Grape exports in Egypt hit 18,106 tons from January to the end of May this year, compared to 16,187 tons during the corresponding period of last year, an increase of over 10 percent, according to the Egyptian Ministry of Agriculture.
Meanwhile, Mostafa added that his company is one of the first exporters who took the lead of producing grapes in the south of Egypt, where the best varieties of grapes are currently grown.
"We have an organic approach towards all our production ... our farms are located in diverse places in Egypt to guarantee the best climate and continuous supply to our clients and European partners," Mostafa told Xinhua.
He added that the government has been aiding grape growers in an attempt to encourage them and others to increase their crops for exports.
Mostafa revealed that the company has been in talks with a Chinese firm to export fruits, mainly strawberry, pointing out that a deal may be reached within a few months.
"China is an important partner for many Egyptian companies and we are keen to open a market for our products in China," he said.

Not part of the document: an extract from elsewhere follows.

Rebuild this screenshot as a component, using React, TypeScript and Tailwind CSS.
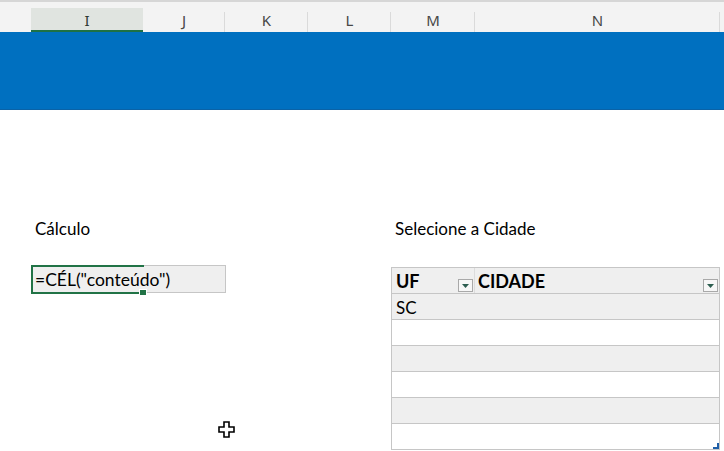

The increase of grape farms in Egypt is not only a grace for business owners, but also a source of a stable income for hundreds of workers who mainly live in nearby villages.
"I have been working here for more than four years ... this farm has helped hundreds of the residents of my village earn a living," Hamy Fathy, a 46-year-old farmer, told Xinhua as he supervised the harvest process at the farm.
The father of six said that he has been in this kind of business for 20 years, adding that he inherited his experience in grape growing and harvesting from his father.
"This farm hires over 40 people from my village ... the farmers and workers are the breadwinners of hundreds of children," he said, adding that the village had suffered from poverty before growing grapes in the farm.